Harmonic Distortion versus Feedback Voltage

Author: J.B. Hoag

If a C-bias voltage is used instead of a grid condenser and resistor, it is necessary to adjust its value to a proper operating point on the characteristic curve of the tube in order to avoid distortion of the wave-form of the oscillations.

For example, if the grid bias is adjusted to too high a value, and if the voltages fed back from the plate to the grid are strong, the lower halves of the plate current will be cut off. This unsymmetrical wave-form is equivalent to an alternating current of a certain frequency, plus harmonics of that frequency, plus a d.c. component of current. Under these conditions, a d.c. milliammeter in the plate circuit will show an increase when the oscillations start. On the other hand, if the grid is not sufficiently negative, and if the feedback voltages are large, the tops of the plate current curves will be squared off at saturation. This is also due to the fact that the positive grid extracts electrons from the plate current. Then, a d.c. meter in the plate circuit will decrease when oscillations start. Again, if the grid bias is properly established, near the center of the characteristic curve, but the feedback voltages are very strong, the tops and bottoms of the plate current will be squared off; the oscillations will not be of pure sine-wave form, but will contain harmonics.

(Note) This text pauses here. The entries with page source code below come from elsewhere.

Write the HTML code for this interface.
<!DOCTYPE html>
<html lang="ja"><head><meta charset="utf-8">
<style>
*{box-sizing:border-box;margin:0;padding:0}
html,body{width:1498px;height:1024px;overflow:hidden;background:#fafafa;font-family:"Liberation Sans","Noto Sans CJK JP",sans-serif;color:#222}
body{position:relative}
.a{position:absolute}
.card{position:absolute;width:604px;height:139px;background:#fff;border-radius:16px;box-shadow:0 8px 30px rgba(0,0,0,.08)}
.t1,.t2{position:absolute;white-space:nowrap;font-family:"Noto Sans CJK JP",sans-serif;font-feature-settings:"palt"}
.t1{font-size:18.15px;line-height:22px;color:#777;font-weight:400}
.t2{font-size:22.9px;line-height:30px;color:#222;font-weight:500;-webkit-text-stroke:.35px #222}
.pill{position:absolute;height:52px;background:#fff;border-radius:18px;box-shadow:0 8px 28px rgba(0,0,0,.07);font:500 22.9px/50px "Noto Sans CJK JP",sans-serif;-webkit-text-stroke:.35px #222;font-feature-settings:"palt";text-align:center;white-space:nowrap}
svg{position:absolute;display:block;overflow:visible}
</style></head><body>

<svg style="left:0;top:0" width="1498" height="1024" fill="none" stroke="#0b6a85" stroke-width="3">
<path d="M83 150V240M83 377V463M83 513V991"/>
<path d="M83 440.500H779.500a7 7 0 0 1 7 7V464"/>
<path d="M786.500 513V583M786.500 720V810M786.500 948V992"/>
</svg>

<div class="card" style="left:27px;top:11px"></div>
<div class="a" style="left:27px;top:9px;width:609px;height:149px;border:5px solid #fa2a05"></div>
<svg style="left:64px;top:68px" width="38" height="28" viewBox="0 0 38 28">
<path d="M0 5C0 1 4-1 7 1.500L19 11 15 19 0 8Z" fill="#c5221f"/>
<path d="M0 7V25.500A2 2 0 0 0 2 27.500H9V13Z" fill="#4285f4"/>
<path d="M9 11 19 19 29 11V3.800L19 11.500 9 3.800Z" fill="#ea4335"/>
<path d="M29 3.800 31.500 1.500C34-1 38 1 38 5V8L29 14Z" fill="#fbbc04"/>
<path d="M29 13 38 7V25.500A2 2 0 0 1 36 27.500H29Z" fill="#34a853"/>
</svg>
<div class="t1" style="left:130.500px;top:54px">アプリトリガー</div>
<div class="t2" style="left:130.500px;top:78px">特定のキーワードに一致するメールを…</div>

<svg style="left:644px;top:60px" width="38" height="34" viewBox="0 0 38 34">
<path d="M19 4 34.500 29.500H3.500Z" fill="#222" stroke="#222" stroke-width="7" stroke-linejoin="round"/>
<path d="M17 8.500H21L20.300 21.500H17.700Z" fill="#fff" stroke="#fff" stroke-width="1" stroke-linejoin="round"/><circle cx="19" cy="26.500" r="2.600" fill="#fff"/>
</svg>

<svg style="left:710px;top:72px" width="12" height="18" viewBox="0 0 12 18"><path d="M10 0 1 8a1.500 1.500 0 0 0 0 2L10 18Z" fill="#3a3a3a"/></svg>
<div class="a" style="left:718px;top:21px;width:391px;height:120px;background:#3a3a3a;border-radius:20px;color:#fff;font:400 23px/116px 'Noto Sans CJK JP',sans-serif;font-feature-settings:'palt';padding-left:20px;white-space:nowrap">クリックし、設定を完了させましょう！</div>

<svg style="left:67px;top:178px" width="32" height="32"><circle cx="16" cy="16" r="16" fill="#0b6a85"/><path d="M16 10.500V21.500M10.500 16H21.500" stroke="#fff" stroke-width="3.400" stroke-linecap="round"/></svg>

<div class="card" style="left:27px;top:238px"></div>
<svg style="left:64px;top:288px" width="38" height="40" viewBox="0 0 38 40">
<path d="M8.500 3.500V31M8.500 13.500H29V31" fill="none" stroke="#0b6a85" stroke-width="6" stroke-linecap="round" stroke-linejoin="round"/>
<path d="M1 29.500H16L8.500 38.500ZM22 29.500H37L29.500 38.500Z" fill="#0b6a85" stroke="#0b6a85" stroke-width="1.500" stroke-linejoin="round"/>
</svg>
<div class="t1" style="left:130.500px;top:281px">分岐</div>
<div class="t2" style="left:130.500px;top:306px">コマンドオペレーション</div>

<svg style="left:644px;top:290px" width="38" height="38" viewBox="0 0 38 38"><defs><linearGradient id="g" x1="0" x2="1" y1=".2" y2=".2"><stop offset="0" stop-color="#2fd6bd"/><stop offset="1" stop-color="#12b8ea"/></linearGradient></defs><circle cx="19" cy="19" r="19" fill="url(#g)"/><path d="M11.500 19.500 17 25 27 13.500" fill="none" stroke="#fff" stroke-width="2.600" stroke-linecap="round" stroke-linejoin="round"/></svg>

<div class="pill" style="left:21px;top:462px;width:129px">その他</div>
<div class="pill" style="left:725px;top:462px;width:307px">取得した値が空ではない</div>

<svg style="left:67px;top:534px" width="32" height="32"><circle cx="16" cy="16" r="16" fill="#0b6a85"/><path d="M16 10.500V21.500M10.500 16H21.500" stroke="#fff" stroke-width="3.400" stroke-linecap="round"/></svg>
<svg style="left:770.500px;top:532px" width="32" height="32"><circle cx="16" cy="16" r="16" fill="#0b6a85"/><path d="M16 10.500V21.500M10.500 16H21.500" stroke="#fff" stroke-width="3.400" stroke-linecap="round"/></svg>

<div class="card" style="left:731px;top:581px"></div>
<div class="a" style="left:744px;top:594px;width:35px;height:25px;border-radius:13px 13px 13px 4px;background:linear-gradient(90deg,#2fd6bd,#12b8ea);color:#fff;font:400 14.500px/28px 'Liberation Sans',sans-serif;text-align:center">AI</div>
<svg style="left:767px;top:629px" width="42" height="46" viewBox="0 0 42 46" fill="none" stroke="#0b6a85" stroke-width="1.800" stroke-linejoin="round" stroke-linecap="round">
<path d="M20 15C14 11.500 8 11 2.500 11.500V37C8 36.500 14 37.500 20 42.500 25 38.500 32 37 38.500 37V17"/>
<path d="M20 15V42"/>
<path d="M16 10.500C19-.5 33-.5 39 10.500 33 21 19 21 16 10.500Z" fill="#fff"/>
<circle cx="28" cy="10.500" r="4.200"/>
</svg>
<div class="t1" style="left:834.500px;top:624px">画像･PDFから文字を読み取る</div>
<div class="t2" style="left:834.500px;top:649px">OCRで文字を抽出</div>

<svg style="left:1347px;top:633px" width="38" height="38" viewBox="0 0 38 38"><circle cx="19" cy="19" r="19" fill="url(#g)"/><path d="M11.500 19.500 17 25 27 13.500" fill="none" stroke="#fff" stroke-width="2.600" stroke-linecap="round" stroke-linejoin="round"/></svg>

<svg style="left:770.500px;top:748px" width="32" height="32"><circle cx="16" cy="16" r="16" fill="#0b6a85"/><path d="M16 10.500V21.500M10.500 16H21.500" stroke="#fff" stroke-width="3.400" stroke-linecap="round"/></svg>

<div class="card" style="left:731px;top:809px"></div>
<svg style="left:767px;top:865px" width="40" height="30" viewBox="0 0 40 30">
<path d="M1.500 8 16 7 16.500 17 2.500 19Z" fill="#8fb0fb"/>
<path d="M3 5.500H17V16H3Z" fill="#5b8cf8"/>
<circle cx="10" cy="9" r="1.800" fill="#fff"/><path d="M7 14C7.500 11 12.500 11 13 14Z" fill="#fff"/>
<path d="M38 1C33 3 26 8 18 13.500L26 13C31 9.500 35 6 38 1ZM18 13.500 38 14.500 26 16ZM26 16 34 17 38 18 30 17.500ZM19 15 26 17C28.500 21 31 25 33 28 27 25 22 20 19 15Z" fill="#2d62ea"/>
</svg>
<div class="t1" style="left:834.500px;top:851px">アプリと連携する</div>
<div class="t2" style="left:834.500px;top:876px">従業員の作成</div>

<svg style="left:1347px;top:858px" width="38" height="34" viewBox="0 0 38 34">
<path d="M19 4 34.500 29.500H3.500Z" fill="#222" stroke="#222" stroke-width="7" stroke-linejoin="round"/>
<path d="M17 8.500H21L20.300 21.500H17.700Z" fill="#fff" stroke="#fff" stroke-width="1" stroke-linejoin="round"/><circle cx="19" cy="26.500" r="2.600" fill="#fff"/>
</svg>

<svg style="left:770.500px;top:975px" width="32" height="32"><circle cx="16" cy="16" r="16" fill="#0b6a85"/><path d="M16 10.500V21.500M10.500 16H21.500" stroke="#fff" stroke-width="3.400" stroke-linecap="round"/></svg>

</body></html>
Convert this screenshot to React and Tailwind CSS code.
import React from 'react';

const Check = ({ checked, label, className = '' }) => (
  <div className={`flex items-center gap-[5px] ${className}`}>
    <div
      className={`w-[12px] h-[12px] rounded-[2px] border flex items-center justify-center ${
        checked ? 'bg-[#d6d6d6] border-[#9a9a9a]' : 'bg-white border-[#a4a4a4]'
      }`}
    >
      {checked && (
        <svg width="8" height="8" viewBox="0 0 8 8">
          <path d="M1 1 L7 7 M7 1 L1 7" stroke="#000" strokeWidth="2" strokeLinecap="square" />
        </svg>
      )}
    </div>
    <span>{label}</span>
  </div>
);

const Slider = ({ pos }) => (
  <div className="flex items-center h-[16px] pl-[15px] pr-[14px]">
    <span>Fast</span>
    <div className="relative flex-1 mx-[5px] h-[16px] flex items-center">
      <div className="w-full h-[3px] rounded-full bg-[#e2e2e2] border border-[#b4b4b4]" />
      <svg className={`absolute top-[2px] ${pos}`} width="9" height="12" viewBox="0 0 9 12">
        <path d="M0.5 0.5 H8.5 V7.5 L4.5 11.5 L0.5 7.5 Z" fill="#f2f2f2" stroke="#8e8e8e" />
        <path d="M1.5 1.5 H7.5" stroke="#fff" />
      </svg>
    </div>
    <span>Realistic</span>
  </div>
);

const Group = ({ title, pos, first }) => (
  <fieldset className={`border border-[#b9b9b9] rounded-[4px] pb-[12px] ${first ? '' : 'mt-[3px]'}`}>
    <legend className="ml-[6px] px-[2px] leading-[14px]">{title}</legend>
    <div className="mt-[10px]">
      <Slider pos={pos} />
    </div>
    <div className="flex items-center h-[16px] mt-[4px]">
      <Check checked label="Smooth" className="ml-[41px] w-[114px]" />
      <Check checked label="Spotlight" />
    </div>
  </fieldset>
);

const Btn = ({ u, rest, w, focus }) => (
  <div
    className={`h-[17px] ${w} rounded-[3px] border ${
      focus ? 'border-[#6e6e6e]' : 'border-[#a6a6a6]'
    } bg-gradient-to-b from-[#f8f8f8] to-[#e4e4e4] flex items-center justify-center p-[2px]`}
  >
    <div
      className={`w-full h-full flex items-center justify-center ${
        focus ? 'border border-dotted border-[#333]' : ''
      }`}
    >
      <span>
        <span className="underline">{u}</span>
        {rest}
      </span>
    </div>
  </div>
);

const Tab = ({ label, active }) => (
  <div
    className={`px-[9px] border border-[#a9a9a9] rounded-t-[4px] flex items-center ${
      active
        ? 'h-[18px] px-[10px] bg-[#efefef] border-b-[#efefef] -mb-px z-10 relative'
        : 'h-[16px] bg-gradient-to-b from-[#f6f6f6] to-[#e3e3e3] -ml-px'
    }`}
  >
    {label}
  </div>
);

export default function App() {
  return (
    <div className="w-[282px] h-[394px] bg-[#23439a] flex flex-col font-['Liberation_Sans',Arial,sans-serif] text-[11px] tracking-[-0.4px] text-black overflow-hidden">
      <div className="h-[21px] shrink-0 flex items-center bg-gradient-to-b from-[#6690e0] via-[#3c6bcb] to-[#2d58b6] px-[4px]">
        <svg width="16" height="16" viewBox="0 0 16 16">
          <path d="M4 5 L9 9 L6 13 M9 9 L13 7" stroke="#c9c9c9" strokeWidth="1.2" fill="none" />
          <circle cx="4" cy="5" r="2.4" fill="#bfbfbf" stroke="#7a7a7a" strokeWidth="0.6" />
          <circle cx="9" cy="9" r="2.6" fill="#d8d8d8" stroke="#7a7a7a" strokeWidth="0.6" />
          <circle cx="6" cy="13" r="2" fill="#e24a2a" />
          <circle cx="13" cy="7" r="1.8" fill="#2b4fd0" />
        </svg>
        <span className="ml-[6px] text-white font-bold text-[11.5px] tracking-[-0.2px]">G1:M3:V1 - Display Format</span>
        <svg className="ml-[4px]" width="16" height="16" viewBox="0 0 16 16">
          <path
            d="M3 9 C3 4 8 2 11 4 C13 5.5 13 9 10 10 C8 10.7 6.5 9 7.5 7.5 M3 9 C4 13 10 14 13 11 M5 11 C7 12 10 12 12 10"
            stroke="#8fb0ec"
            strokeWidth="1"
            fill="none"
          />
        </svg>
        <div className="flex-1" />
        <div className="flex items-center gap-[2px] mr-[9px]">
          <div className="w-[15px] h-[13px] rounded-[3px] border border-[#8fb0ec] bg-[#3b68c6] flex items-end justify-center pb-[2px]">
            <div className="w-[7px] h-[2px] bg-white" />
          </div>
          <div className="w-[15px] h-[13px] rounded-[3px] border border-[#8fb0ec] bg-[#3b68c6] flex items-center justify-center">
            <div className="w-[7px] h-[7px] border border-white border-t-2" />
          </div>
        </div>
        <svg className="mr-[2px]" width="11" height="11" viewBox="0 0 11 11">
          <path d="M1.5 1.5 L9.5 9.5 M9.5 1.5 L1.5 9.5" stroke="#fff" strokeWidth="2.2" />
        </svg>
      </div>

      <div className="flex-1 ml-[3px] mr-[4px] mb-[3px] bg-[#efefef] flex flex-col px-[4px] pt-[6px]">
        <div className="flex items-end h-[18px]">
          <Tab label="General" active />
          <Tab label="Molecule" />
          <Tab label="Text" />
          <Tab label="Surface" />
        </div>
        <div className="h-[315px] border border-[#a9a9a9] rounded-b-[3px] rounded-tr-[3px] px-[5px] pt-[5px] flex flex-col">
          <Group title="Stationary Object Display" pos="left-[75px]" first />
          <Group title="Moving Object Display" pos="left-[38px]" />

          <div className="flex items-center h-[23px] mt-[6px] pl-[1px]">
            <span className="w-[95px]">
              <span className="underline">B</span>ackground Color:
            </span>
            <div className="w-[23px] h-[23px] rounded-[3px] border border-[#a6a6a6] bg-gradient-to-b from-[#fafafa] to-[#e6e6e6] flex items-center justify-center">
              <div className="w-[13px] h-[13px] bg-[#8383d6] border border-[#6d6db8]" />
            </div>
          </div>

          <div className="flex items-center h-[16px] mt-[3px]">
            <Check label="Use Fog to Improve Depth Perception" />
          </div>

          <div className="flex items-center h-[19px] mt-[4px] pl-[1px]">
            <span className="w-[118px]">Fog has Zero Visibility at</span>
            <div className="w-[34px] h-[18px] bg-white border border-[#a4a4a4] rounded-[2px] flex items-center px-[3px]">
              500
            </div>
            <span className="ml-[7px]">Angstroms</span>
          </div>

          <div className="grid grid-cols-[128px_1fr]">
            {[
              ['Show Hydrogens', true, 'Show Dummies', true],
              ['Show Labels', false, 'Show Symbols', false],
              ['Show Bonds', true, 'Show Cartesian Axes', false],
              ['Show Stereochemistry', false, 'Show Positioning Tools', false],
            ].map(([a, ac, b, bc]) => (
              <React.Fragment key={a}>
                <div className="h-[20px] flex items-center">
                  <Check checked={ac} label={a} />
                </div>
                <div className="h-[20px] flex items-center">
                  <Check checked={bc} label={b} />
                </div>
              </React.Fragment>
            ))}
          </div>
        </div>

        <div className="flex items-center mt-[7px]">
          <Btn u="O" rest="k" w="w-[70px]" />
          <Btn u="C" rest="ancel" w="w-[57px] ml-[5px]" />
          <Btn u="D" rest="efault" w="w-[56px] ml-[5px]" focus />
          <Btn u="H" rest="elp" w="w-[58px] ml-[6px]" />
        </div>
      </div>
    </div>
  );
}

The maximum amplitude of currents in the plate circuit is obviously equal to one-half the saturation or emission current. The discussion of large-amplitude oscillation given in the preceding paragraph must not be applied to transmitters where the tuned couplings strengthen the fundamental and reject harmonics born of distortion. This is also the case in frequency meters, where the harmonics are useful rather than detrimental.